One of his main ideas was pessimism about the cultural future of society, a pessimism which sprang largely from his visit to the United States between September 1925 and June 1926. He recounted his experiences in Jesting Pilate (1926): 'The thing which is happening in America is a revaluation of values, a radical alteration (for the worse) of established standards', and it was soon after this visit that he conceived the idea of writing a satire of what he had encountered.".[7]

A widespread fear of Americanization had already existed in Europe since the mid-nineteenth century and Brave New World (1932) as well as Island (1962) form the cornerstone of Huxley's damning indictment of American commercialism. Brave New World (as well as Orwell's Nineteen Eighty-Four and Yevgeni Zamyatin's We) helped form the anti-utopian or dystopian tradition in literature and has become synonymous with a future world in which the human spirit is subject to conditioning and control. Island acts as an antonym to Brave New World; it is described as "one of the truly great philosophical novels". [8]

He devoted his time at his small house at Llano in the Mojave Desert to a life of contemplation, mysticism and experimentation with hallucinogenic drugs.
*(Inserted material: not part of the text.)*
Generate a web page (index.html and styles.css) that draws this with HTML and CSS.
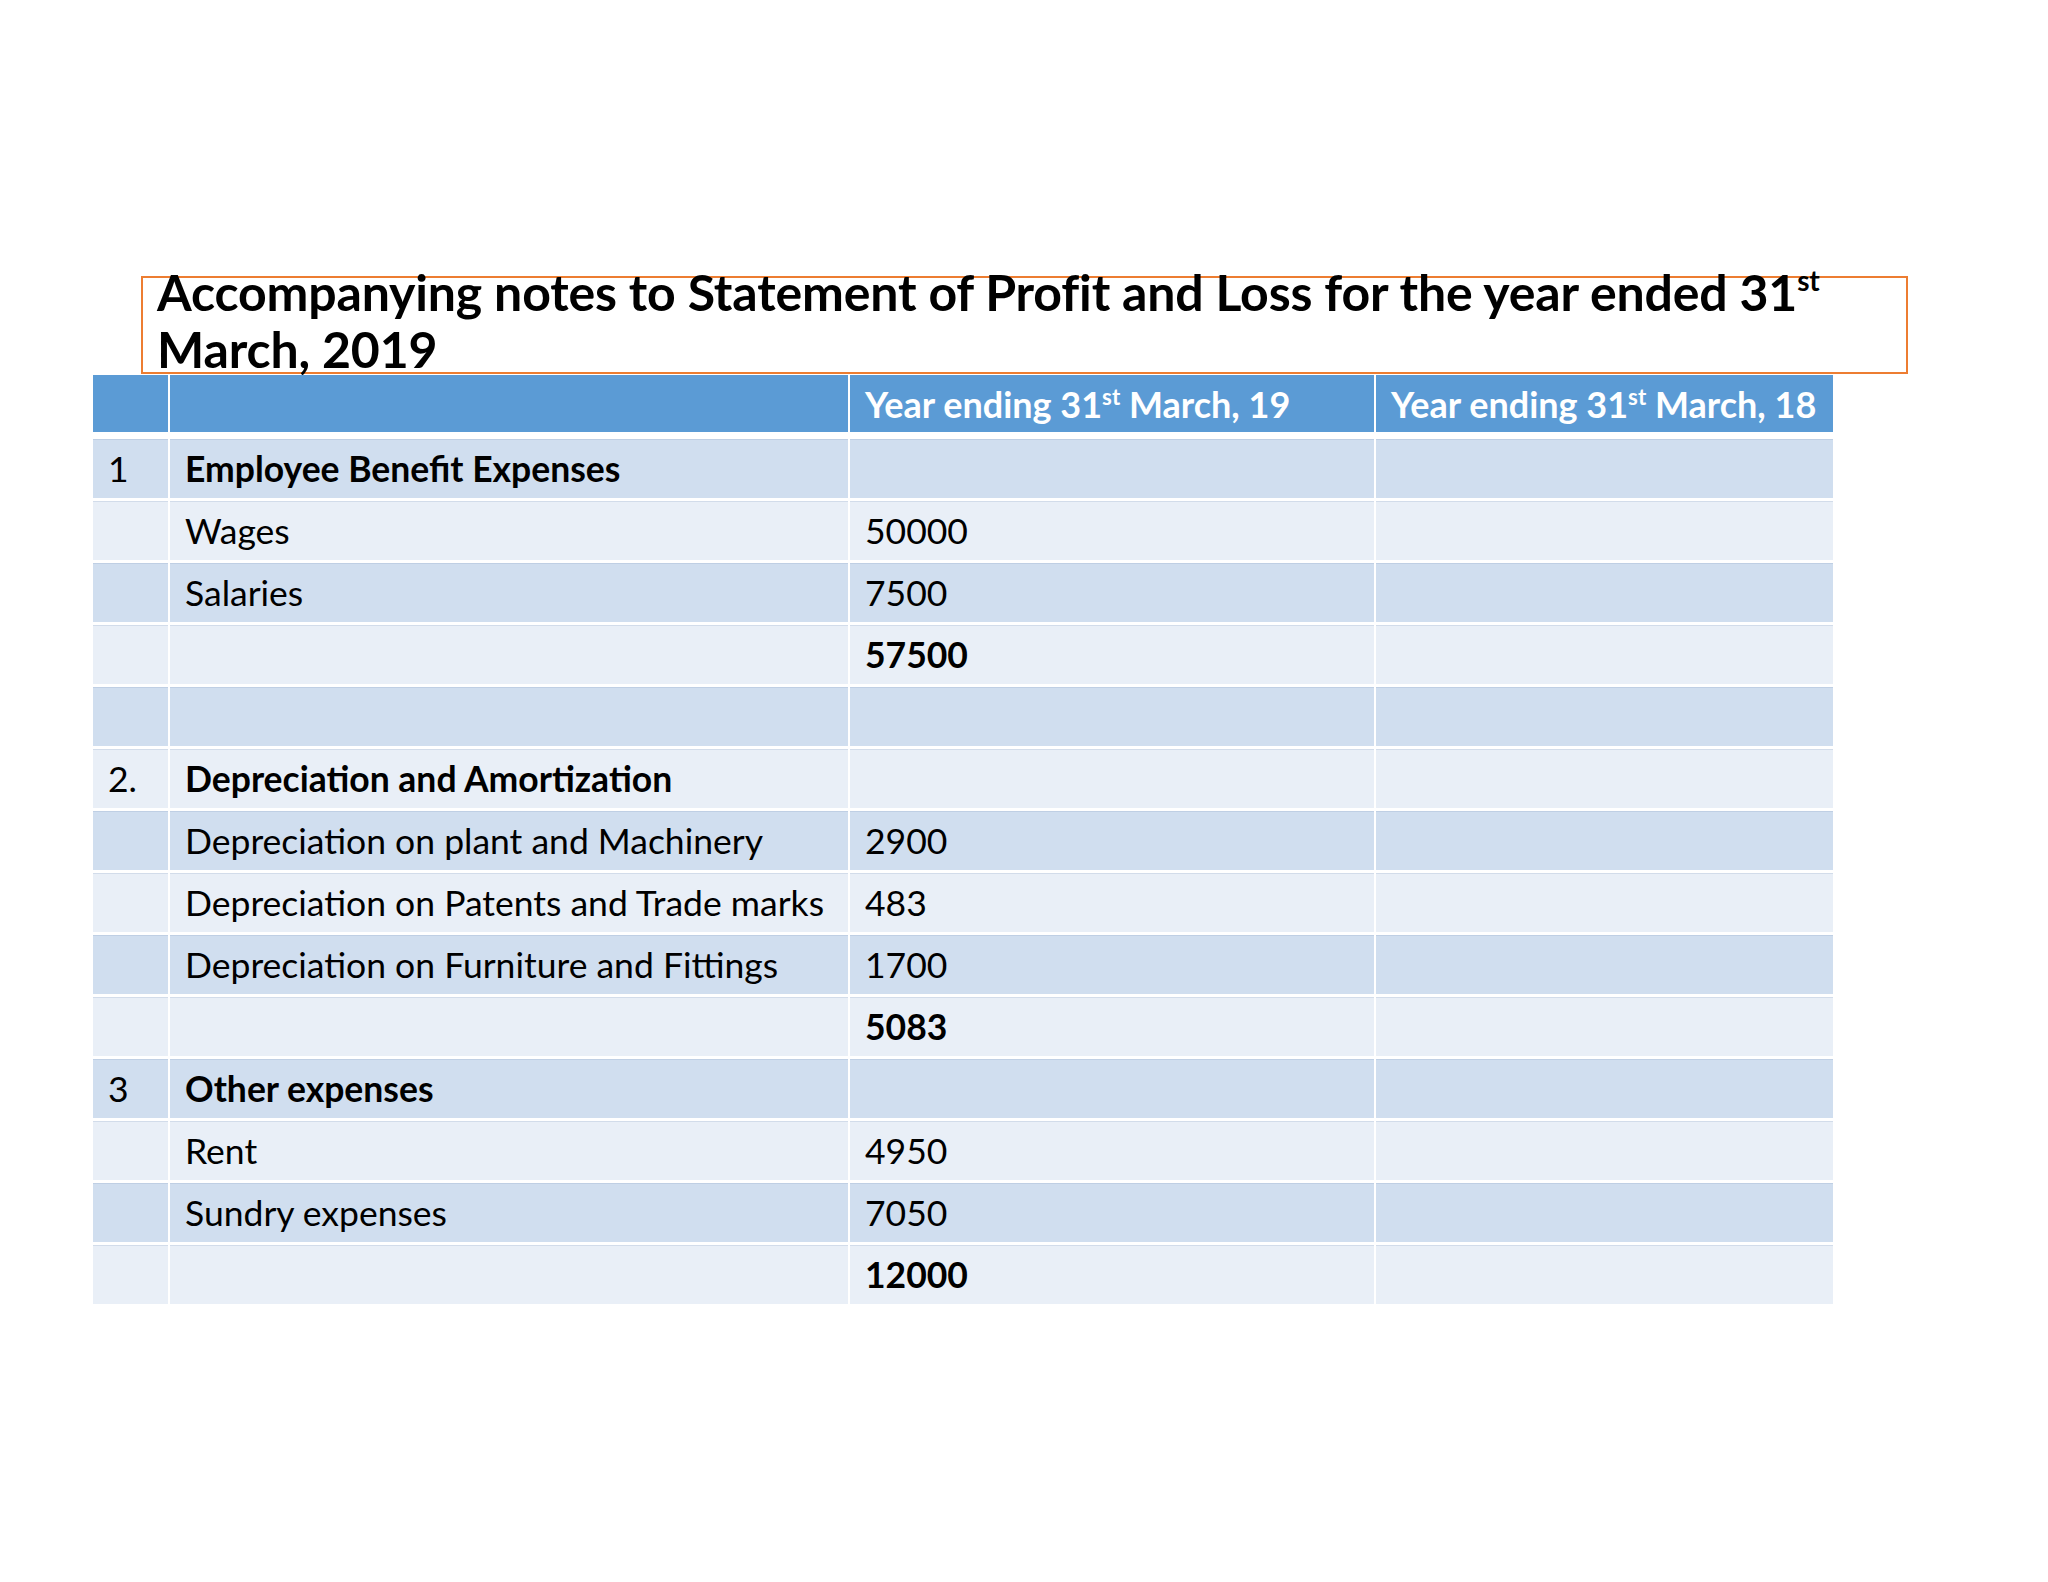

His suggestions in The Doors of Perception (1954) that mescalin and lysergic acid were 'drugs of unique distinction' which should be exploited for the 'supernaturally brilliant' visionary experience they offered provoked even more outrage than his passionate defense of the Bates method in The Art of Seeing (1942). However, the book went on to become a cult text in the psychedelic 1960s, being the inspiration for the name of the rock band, The Doors. Huxley also appears on the sleeve of the Beatles' landmark 1967 album Sgt. Pepper's Lonely Hearts Club Band.